Honoring our Differences

On September 18th, I am participating in a charitable fundraiser, by speaking about my experiences growing up with one hand.  Since many of our friends at Learninghope.org live too far away to attend, I am sharing the content of my speech here.  It’s a humorous and inspiring look at the way we treat people who are different than ourselves and what it’s like to be on the other side of the question, “what happened to your…?”  It’s entitled “The Question.”

Imagine for a moment what it would feel like to be asked a question by someone you just met. Excuse me sir, if you don’t mind me asking…”what happened to your nose?” I hope this isn’t too personal, ma’am, but “what happened to your hair?” Whoa! You over there! “What exactly happened to your ear?”

Now imagine how it would feel if nearly everyone you met asked you that same question all your life. That is my story. I was born one handed. That’s right. I am the one-handed version of awesome!

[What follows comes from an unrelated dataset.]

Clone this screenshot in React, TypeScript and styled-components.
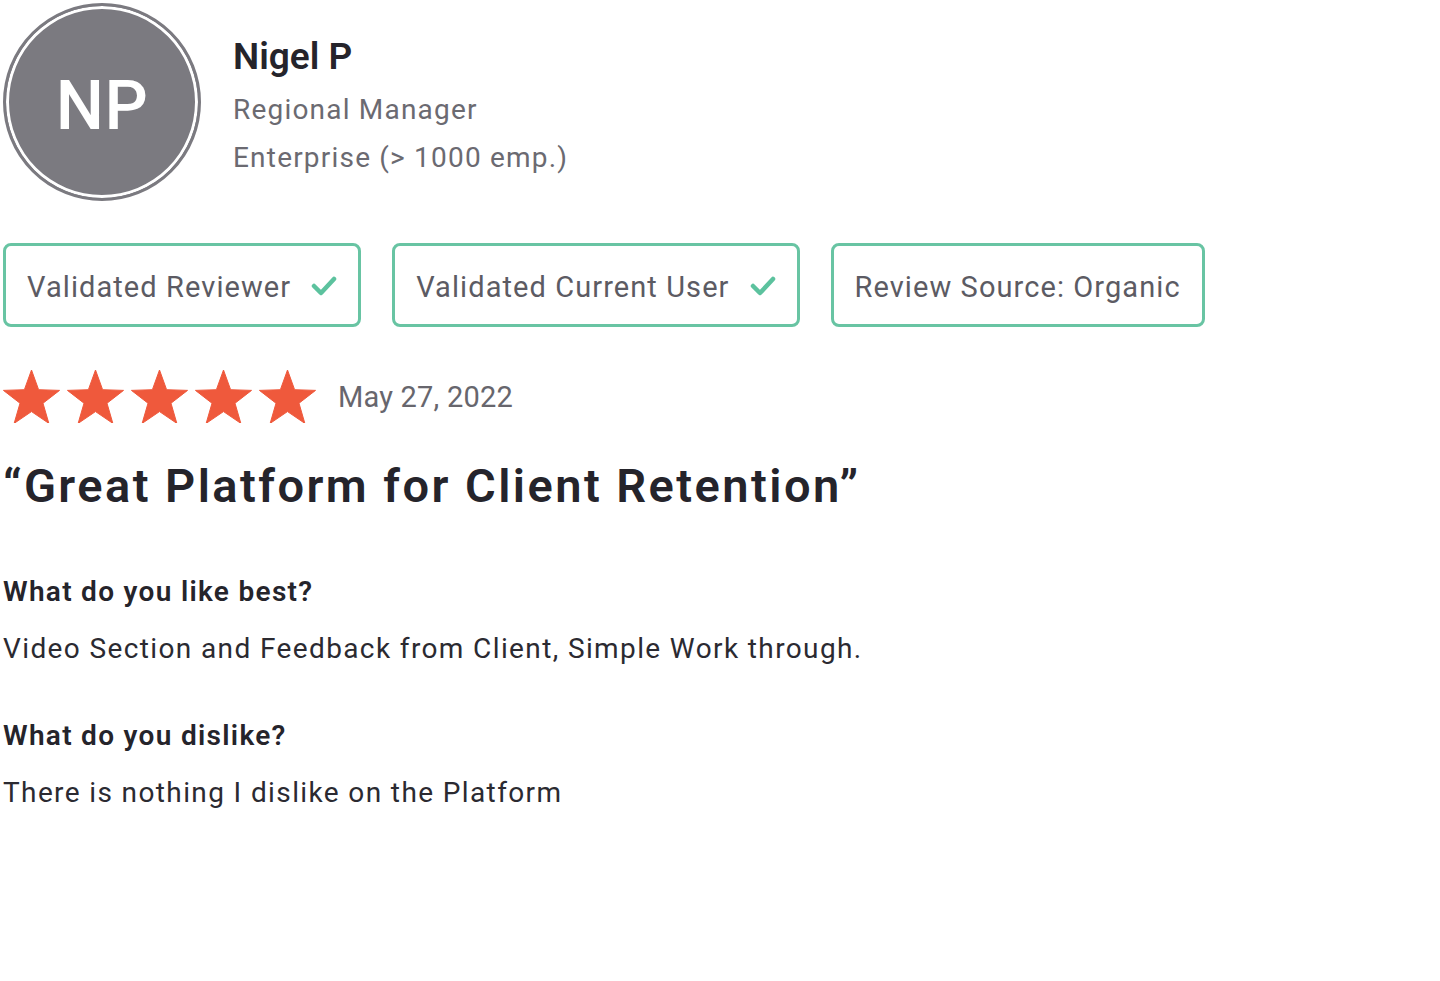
import React from "react";
import styled, { createGlobalStyle } from "styled-components";

const GlobalStyle = createGlobalStyle`
  html, body { margin: 0; padding: 0; background: #ffffff; }
  body { font-family: Roboto, "Liberation Sans", Arial, sans-serif; }
  * { box-sizing: border-box; }
`;

const Page = styled.div`
  padding: 3px 0 0 3px;
  display: flex;
  flex-direction: column;
`;

const Header = styled.div`
  display: flex;
  align-items: flex-start;
  gap: 32px;
`;

const Avatar = styled.div`
  width: 198px;
  height: 198px;
  border-radius: 50%;
  background: #7b7a80;
  border: 3px solid #7b7a80;
  box-shadow: inset 0 0 0 3px #ffffff;
  display: flex;
  align-items: center;
  justify-content: center;
  padding-top: 7px;
  color: #ffffff;
  font-size: 68px;
  font-weight: 500;
  letter-spacing: 0.5px;
`;

const Info = styled.div`
  display: flex;
  flex-direction: column;
  padding-top: 28px;
`;

const Name = styled.div`
  font-size: 37px;
  line-height: 52px;
  font-weight: 600;
  color: #25242b;
  margin-bottom: 3px;
`;

const Meta = styled.div`
  font-size: 28px;
  line-height: 48px;
  color: #6b6a71;
  letter-spacing: 1.2px;
`;

const Badges = styled.div`
  display: flex;
  gap: 31px;
  margin-top: 42px;
`;

const Badge = styled.div`
  height: 84px;
  border: 3px solid #68c4a3;
  border-radius: 8px;
  padding: 3px 21px 0;
  display: flex;
  align-items: center;
  gap: 20px;
  font-size: 29px;
  color: #5c5b63;
  letter-spacing: 1.08px;
  white-space: nowrap;
`;

const RatingRow = styled.div`
  display: flex;
  align-items: center;
  margin-top: 43px;
  height: 53px;
`;

const Stars = styled.div`
  display: flex;
  gap: 7px;
  margin-right: 22px;
`;

const DateText = styled.div`
  font-size: 29px;
  color: #67666d;
  letter-spacing: 0.2px;
`;

const Title = styled.h1`
  margin: 33px 0 56px;
  font-size: 47px;
  line-height: 60px;
  font-weight: 600;
  color: #25242b;
  letter-spacing: 2.45px;
`;

const Section = styled.div`
  display: flex;
  flex-direction: column;
  & + & {
    margin-top: 47px;
  }
`;

const Question = styled.div`
  font-size: 28px;
  line-height: 40px;
  font-weight: 600;
  color: #25242b;
  letter-spacing: 1.3px;
  margin-bottom: 17px;
`;

const Answer = styled.div`
  font-size: 28px;
  line-height: 40px;
  color: #2b2a31;
  letter-spacing: 1.38px;
`;

const Check = () => (
  <svg width="26" height="22" viewBox="0 0 26 22" fill="none">
    <path d="M3 10 L10 17 L23 3" stroke="#5cc29e" strokeWidth="4.5" strokeLinecap="round" strokeLinejoin="round" />
  </svg>
);

const starPoints = (() => {
  const cx = 28.5;
  const cy = 29.5;
  const R = 29.5;
  const r = R * 0.41;
  const pts: string[] = [];
  for (let i = 0; i < 10; i++) {
    const a = (-90 + i * 36) * (Math.PI / 180);
    const rad = i % 2 === 0 ? R : r;
    pts.push(`${(cx + rad * Math.cos(a)).toFixed(2)},${(cy + rad * Math.sin(a)).toFixed(2)}`);
  }
  return pts.join(" ");
})();

const Star = () => (
  <svg width="57" height="53" viewBox="0 0 57 53">
    <polygon points={starPoints} fill="#ef593c" stroke="#ef593c" strokeWidth="1" strokeLinejoin="round" />
  </svg>
);

export default function App() {
  return (
    <>
      <GlobalStyle />
      <Page>
        <Header>
          <Avatar>NP</Avatar>
          <Info>
            <Name>Nigel P</Name>
            <Meta>Regional Manager</Meta>
            <Meta>Enterprise (&gt; 1000 emp.)</Meta>
          </Info>
        </Header>
        <Badges>
          <Badge>
            Validated Reviewer
            <Check />
          </Badge>
          <Badge>
            Validated Current User
            <Check />
          </Badge>
          <Badge>Review Source: Organic</Badge>
        </Badges>
        <RatingRow>
          <Stars>
            {[0, 1, 2, 3, 4].map((i) => (
              <Star key={i} />
            ))}
          </Stars>
          <DateText>May 27, 2022</DateText>
        </RatingRow>
        <Title>“Great Platform for Client Retention”</Title>
        <Section>
          <Question>What do you like best?</Question>
          <Answer>Video Section and Feedback from Client, Simple Work through.</Answer>
        </Section>
        <Section>
          <Question>What do you dislike?</Question>
          <Answer>There is nothing I dislike on the Platform</Answer>
        </Section>
      </Page>
    </>
  );
}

Not only did it seem that I was asked a million times, “what happened to your arm?” I didn’t have an answer.  Nothing happened to my arm.  It’s just my arm.

A lot of your self image is shaped by the way the world receives you. I was born and raised in a small, rural community in Iowa, and it seemed to me that everybody I met thought there was something wrong with me and the most important thing was finding out why. It definitely affected my self image.

Usually, about this time in conversation, several of you in the audience are starting to kick yourself, thinking of all the times you have asked someone you met The Question…what happened to you? So, let me help you sort this out. You can’t change the fact that you are naturally curious, or that other people have asked the same question. You can, however, be sensitive to the feelings of the other person.

For example: realize that you may be asking the person to recall a very painful time in his/her life. Consider if this is a convenient time to ask. Don’t be like the lady in the restaurant who noticed me across the dining room as I was putting a winter coat on my toddler (not an easy task with two hands) and hollered at me “Hey you, come here a minute. I want to ask you a question.” What?  Are you doing research or something lady?? 

And finally, ask yourself if you are asking The Question as part of getting to know the person better, or just opportunistically. As I was preparing this speech a few weeks ago, a woman in the Chicago airport was kind enough to give me material for today. Not more than 10 seconds into starting a conversation with me at the gate, she said, “I can’t help noticing, so if you don’t mind me asking, what happened to your arm?” I politely told her “I was born this way.” and then imagined adding. “I can’t help but notice your wedding ring, so if you don’t mind me asking, did you have sex with your husband before getting married or wait until your wedding day?” Is it starting to make sense now?

My senior year of high school, I started thinking about going to college. In addition to choosing a college and thinking about what I wanted to study, I started thinking about The Question again. I realized that within a few months, I would be traveling to a new community, and meeting hundreds of new people and I knew I would be asked The Question hundreds of times over. So, I decided to have fun with it.

I made a pact with myself that anytime I was asked The Question at college, I would answer it the same way…”I used to wrestle alligators.” I had the most fun EVER with this story. Except, I wasn’t prepared for the people who believed me.

So, I had to quickly develop a follow up line… Jennifer, what happened to your arm? “I used to wrestle alligators.” Wow, really? Yah, my record is 19 and one. 

Besides being entertaining, growing up one-handed has given me other gifts in the form of questions. Because I have had to find my own way to do things all my life, I have a different approach to life.

First of all, I never question that it can be done or that I can do it. Secondly, I always question whether the conventional way is the best way. And I’m not talking just about physical tasks. I’m the one at the board meeting that thinks outside of the box because I’ve been doing it my whole life.

Living life one-handed has taught me some valuable lessons.

  • It’s okay to wonder…but you don’t always have to ask.
  • If you feel you need to ask, consider the other person’s feelings.
  • And, if you take the time to get to know a person, what did or didn’t happen to them will be revealed. If you’re not interested in getting to know them as a fellow soul, you’re not entitled to know.

So, as I close, I want to leave you with a final Question…How has the last 5 minutes changed your perspective, and how will you treat people differently from now on? Now, that’s a question we all should ask!